Rotting carcasses hauled up from the Shanghai waterways

After public outcry about drinking water safety standards erupted, the local authorities quelled them, reiterating that drinking water is safe. For example, Pan Ting, an outspoken Shanghainese poet, was detained for questioning by police after she posted a call for a mass walk along the Huangpu, the city’s central river, on her Sina Weibo account. The post, which went out to her 50,000 followers on 14 March, called for a “pure stroll” without banners or slogans. Soon afterwards she was asked to “drink tea” (a.k.a interrogation) with the police (The Guardian, 2013).
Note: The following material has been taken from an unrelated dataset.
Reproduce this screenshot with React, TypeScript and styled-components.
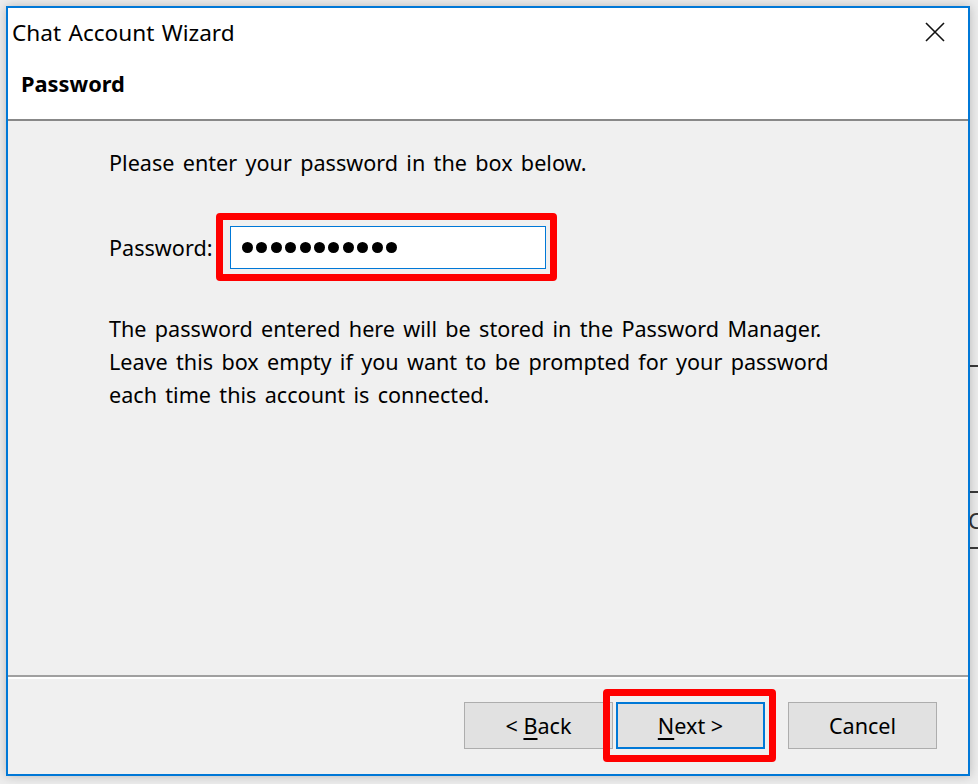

This example drives through the point that the Chinese authorities have to work harder to combat its lax industrial and agricultural disposal enforcement, especially with a socially awakened Chinese netizens population.

My next post will be on the health effects of poultry dumping into water sources!

Stay tuned 😀

Work cited:

The Guardian, (2013). Rivers of blood: the dead pigs rotting in China’s water supply. [online] Available at: http://www.theguardian.com/world/2013/mar/29/dead-pigs-china-water-supply [Accessed 12 Mar. 2015].

Park, M. and Zhang, D. (2015). Chinese farm says it dumped dead pigs in river – CNN.com. [online] CNN. Available at: http://edition.cnn.com/2013/03/13/world/asia/pigs-china-river/ [Accessed 12 Mar. 2015].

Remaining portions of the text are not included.